>> start GIVEN DATA
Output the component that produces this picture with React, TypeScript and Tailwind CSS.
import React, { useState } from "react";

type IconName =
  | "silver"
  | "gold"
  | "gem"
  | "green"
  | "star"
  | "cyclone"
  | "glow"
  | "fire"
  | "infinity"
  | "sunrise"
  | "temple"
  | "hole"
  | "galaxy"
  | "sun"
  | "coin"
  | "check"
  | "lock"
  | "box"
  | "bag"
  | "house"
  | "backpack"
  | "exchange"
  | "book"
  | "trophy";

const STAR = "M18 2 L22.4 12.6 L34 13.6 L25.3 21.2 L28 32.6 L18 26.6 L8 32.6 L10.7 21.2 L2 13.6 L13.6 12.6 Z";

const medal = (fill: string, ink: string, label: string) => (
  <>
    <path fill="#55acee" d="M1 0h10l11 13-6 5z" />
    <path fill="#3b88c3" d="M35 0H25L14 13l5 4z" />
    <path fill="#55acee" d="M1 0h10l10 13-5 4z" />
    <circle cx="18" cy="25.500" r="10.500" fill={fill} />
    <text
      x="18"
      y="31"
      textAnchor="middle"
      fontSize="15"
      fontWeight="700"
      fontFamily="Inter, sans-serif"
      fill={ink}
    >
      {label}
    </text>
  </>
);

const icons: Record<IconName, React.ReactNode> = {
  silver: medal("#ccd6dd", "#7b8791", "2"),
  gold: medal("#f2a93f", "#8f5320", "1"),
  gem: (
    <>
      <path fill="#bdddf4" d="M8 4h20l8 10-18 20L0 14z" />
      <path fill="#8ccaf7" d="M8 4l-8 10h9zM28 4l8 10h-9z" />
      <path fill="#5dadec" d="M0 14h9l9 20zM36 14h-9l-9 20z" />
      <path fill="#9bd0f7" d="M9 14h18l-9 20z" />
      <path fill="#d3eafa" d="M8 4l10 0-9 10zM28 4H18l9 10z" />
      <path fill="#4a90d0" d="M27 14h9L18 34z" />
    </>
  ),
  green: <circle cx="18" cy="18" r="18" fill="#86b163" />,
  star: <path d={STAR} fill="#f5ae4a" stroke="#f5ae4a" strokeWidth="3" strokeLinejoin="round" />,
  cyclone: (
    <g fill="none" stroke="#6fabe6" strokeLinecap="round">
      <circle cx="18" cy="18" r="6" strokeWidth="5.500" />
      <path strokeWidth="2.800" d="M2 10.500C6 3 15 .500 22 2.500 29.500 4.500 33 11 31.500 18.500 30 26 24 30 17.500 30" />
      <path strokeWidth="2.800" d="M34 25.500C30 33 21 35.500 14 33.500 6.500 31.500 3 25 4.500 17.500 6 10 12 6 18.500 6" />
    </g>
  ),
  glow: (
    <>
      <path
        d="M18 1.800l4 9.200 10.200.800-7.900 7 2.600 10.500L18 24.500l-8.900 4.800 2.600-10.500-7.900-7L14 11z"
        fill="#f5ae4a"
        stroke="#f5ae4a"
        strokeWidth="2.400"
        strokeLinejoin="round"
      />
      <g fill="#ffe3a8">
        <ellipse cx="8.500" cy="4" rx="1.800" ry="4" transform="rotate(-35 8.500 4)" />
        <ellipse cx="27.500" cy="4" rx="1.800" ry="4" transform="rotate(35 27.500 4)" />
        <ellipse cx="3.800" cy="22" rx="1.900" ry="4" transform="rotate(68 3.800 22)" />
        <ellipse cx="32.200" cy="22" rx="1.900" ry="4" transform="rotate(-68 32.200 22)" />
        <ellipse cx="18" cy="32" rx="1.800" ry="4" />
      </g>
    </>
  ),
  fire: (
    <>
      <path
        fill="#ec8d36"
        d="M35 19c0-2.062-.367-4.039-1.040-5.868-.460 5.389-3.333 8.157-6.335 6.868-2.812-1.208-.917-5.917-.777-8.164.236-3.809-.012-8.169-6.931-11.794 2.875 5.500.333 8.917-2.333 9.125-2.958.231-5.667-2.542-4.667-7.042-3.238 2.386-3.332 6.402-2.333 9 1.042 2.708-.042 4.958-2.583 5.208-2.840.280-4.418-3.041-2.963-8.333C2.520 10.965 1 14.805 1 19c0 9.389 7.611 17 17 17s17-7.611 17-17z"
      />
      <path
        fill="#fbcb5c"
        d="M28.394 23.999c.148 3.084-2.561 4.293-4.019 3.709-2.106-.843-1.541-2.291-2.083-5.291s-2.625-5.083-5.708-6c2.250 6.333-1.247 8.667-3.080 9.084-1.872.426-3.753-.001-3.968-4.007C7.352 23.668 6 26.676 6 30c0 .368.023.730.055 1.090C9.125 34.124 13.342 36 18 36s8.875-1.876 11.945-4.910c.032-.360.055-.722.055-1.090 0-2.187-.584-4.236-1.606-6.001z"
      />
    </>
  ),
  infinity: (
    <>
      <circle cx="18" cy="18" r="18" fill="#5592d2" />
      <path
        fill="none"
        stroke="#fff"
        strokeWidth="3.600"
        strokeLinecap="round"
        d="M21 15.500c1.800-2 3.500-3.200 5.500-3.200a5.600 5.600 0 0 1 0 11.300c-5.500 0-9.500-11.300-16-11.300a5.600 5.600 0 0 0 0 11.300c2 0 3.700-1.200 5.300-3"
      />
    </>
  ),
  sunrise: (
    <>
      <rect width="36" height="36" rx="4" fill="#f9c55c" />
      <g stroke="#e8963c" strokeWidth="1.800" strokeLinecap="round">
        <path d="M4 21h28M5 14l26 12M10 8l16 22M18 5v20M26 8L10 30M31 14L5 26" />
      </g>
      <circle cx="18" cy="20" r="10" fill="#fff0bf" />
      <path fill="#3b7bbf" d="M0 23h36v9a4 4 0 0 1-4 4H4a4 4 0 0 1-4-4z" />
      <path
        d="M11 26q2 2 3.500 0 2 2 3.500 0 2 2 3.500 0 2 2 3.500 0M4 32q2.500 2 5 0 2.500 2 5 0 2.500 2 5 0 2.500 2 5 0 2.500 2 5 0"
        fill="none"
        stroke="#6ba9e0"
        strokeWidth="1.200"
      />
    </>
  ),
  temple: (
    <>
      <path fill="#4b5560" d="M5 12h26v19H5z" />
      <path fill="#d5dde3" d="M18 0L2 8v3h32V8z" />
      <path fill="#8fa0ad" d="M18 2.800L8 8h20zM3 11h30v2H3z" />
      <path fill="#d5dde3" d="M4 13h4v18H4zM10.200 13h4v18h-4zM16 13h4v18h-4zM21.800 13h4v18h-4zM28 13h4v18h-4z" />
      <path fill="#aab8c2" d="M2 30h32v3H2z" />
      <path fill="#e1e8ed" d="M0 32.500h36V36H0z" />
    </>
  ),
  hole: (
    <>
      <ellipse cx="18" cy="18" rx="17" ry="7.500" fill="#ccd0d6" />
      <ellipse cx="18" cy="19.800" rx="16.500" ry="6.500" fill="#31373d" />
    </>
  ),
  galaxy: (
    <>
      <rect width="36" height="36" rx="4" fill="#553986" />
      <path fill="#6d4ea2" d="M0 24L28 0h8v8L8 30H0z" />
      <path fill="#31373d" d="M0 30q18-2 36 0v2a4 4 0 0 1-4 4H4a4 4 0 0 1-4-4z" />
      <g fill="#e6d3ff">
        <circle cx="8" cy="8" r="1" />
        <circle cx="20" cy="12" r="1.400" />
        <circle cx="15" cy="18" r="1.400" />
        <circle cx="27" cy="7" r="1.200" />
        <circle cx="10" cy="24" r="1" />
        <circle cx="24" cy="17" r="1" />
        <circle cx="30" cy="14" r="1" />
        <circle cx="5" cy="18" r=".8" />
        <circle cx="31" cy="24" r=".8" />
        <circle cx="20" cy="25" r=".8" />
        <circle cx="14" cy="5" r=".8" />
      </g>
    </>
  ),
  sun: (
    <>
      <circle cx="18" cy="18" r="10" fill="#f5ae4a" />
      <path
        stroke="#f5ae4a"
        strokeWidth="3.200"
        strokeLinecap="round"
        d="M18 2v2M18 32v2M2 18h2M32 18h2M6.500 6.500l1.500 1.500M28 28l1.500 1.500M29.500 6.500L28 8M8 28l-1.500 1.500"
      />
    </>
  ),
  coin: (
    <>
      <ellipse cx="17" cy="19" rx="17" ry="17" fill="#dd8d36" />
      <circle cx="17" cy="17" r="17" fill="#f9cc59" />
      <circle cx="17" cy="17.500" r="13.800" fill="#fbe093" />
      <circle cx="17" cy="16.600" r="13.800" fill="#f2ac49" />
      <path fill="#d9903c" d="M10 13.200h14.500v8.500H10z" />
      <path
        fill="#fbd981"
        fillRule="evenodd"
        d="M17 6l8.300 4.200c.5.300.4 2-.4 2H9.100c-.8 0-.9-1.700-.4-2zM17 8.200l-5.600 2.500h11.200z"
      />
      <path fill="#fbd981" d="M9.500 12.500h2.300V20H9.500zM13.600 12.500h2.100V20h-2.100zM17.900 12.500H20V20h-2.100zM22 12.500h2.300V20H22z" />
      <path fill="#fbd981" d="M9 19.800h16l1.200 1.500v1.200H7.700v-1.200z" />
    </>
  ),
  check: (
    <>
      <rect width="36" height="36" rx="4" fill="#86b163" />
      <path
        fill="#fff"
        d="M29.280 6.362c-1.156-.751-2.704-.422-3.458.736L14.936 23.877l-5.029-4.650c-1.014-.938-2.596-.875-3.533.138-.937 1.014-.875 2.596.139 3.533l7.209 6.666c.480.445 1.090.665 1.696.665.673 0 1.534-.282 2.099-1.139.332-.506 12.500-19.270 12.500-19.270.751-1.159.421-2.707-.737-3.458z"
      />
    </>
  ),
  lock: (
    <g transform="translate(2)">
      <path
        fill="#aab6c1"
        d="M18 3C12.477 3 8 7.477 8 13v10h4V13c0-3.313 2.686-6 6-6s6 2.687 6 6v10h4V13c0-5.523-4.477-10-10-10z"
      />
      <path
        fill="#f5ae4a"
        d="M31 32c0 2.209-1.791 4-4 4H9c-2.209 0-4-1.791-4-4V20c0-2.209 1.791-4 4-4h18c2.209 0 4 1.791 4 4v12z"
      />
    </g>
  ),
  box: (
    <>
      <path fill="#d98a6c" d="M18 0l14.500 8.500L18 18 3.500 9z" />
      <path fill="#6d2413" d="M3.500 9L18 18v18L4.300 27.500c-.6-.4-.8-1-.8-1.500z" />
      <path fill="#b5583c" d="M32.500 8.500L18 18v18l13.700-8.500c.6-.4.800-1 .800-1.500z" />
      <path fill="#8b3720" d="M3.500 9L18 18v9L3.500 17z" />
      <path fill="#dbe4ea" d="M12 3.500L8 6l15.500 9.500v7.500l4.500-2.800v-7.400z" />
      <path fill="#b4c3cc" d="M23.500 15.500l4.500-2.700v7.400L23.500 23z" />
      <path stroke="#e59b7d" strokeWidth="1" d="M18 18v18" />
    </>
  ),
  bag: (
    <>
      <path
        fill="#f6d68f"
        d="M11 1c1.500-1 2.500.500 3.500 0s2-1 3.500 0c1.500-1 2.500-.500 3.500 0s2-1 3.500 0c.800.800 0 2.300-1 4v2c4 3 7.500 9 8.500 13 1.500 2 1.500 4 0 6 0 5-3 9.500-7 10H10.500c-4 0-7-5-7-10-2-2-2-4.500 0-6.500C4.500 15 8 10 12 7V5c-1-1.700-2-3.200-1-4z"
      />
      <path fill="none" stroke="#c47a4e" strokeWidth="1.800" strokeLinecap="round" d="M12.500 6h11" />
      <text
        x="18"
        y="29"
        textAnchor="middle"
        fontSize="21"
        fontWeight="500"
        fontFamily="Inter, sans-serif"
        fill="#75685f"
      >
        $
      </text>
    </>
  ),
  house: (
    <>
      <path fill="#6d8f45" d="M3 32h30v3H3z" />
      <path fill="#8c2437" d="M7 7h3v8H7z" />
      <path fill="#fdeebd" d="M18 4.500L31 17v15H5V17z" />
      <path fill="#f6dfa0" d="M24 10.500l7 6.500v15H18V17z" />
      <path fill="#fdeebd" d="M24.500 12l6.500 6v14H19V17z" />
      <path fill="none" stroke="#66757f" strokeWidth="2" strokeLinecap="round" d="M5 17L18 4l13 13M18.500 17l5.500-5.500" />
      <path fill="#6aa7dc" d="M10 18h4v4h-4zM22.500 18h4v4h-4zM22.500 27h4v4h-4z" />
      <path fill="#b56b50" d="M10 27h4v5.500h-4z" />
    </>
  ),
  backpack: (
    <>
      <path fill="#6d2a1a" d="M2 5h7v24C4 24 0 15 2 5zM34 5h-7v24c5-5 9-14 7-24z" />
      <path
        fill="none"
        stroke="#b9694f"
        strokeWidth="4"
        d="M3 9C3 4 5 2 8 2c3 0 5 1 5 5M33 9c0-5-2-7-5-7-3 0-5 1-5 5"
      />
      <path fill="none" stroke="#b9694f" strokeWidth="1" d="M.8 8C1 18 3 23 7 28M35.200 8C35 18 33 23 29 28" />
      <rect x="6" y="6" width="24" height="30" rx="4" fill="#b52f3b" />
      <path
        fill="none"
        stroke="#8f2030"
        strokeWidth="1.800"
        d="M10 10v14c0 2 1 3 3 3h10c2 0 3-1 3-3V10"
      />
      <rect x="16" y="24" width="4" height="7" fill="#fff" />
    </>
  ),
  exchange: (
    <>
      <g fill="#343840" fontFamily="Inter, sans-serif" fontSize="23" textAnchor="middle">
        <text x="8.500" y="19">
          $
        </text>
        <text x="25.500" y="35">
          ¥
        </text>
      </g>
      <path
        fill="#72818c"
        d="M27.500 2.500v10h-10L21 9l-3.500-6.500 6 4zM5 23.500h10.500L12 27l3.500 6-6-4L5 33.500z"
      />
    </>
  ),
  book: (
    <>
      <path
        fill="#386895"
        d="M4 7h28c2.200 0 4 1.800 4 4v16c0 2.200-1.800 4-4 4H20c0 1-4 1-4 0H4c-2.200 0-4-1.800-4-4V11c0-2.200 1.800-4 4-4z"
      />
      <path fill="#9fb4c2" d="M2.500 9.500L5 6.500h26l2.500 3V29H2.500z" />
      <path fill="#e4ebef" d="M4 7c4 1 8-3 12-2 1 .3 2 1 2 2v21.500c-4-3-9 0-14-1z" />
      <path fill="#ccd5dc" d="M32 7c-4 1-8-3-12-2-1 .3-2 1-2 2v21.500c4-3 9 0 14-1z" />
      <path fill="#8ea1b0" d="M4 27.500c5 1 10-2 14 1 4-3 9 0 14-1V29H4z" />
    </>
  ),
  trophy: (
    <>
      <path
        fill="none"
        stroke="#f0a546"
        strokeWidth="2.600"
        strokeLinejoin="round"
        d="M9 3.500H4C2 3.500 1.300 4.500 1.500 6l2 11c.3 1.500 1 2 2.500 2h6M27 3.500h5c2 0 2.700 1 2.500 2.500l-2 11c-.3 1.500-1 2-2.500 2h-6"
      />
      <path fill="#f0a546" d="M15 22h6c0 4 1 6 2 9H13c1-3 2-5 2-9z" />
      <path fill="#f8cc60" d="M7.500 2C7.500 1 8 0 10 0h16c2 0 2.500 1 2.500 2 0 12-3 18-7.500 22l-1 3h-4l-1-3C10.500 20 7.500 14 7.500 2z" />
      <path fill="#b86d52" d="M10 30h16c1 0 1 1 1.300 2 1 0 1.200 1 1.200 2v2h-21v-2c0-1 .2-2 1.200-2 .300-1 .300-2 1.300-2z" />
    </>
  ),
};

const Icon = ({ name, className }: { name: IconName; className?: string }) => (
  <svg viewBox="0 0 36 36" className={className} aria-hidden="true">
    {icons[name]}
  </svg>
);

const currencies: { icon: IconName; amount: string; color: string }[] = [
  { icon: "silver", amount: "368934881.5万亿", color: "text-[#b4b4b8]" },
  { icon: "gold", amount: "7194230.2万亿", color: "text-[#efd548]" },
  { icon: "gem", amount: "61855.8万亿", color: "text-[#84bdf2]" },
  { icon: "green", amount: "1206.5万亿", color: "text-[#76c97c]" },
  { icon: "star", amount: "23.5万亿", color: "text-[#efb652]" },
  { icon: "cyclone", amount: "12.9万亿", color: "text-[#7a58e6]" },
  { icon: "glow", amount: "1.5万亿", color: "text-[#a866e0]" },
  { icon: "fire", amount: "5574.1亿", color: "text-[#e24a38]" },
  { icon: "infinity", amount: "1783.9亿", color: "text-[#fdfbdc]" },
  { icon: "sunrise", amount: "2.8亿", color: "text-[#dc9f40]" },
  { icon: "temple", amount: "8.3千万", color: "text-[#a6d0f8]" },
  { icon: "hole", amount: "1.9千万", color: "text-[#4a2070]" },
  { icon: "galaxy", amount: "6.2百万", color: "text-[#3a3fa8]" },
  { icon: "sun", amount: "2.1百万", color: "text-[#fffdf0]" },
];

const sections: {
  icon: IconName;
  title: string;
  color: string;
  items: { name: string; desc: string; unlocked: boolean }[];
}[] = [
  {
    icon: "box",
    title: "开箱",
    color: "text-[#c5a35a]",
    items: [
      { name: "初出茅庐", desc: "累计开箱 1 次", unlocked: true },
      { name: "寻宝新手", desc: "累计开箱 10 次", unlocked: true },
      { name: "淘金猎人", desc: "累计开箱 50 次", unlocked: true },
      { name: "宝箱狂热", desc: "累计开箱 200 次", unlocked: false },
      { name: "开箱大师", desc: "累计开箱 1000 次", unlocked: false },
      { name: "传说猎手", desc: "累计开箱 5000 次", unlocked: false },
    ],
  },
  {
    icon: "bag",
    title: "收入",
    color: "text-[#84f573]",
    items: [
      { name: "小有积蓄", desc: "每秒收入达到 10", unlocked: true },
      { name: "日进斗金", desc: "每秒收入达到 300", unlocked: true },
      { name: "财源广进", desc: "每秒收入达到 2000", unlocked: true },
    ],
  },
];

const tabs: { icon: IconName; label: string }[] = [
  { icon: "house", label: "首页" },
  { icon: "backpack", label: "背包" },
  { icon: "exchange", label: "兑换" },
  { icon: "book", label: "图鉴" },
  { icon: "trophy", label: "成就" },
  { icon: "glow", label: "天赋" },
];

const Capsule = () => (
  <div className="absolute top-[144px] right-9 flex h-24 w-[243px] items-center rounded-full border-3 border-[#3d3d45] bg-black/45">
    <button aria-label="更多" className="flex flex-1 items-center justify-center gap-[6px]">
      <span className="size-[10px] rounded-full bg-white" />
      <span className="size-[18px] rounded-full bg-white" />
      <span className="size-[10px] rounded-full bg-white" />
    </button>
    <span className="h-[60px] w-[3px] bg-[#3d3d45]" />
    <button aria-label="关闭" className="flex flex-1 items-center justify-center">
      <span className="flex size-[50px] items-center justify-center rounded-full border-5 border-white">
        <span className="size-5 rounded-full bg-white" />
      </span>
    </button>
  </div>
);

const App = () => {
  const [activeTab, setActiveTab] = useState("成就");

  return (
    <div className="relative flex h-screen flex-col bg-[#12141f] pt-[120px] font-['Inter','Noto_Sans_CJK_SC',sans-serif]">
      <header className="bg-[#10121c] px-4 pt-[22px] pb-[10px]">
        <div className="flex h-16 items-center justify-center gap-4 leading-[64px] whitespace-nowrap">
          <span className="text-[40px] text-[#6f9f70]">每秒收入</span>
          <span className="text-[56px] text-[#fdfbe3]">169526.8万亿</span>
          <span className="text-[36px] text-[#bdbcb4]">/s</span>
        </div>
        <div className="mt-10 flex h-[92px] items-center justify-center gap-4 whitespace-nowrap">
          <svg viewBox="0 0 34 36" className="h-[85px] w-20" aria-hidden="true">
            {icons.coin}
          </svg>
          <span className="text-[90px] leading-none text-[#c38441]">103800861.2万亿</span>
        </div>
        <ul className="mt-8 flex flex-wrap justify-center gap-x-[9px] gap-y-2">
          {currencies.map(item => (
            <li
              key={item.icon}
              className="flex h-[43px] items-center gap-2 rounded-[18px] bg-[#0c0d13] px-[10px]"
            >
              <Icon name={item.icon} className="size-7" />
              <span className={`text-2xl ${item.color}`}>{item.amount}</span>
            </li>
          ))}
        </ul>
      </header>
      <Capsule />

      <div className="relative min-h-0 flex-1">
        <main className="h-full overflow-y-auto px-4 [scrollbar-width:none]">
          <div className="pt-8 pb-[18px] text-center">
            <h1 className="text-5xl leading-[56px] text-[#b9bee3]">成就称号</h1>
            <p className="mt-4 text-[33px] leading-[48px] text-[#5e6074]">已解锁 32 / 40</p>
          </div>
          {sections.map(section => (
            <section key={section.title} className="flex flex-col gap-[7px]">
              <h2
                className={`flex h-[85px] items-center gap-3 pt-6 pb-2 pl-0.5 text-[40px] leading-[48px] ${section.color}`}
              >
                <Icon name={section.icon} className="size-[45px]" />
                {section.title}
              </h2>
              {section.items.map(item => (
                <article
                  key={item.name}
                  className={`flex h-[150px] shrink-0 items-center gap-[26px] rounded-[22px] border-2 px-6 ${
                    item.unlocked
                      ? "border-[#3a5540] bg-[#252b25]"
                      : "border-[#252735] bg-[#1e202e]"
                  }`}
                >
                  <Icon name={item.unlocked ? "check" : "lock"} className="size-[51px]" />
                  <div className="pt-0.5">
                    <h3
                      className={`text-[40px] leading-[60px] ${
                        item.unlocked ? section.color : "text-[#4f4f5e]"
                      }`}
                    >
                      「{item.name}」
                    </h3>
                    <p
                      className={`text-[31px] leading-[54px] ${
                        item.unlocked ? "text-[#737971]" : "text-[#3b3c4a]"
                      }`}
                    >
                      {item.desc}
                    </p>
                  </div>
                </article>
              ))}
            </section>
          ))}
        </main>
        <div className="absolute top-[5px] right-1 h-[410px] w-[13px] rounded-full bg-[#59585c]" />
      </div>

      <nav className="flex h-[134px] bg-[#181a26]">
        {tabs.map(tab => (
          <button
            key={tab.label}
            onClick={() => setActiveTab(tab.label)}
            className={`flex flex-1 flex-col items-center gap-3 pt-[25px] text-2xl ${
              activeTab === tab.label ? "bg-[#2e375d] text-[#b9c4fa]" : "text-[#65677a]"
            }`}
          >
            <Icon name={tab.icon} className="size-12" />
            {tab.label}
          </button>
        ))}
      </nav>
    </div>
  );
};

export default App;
>> end GIVEN DATA
_WHAT YOU NEED TO DO_:
Return nothing but the lines from the first line of the listing through the line with "2 L22.4 12.6", please, keeping every one of them unchanged.

_FULL RESPONSE_:
Output the component that produces this picture with React, TypeScript and Tailwind CSS.
import React, { useState } from "react";

type IconName =
  | "silver"
  | "gold"
  | "gem"
  | "green"
  | "star"
  | "cyclone"
  | "glow"
  | "fire"
  | "infinity"
  | "sunrise"
  | "temple"
  | "hole"
  | "galaxy"
  | "sun"
  | "coin"
  | "check"
  | "lock"
  | "box"
  | "bag"
  | "house"
  | "backpack"
  | "exchange"
  | "book"
  | "trophy";

const STAR = "M18 2 L22.4 12.6 L34 13.6 L25.3 21.2 L28 32.6 L18 26.6 L8 32.6 L10.7 21.2 L2 13.6 L13.6 12.6 Z";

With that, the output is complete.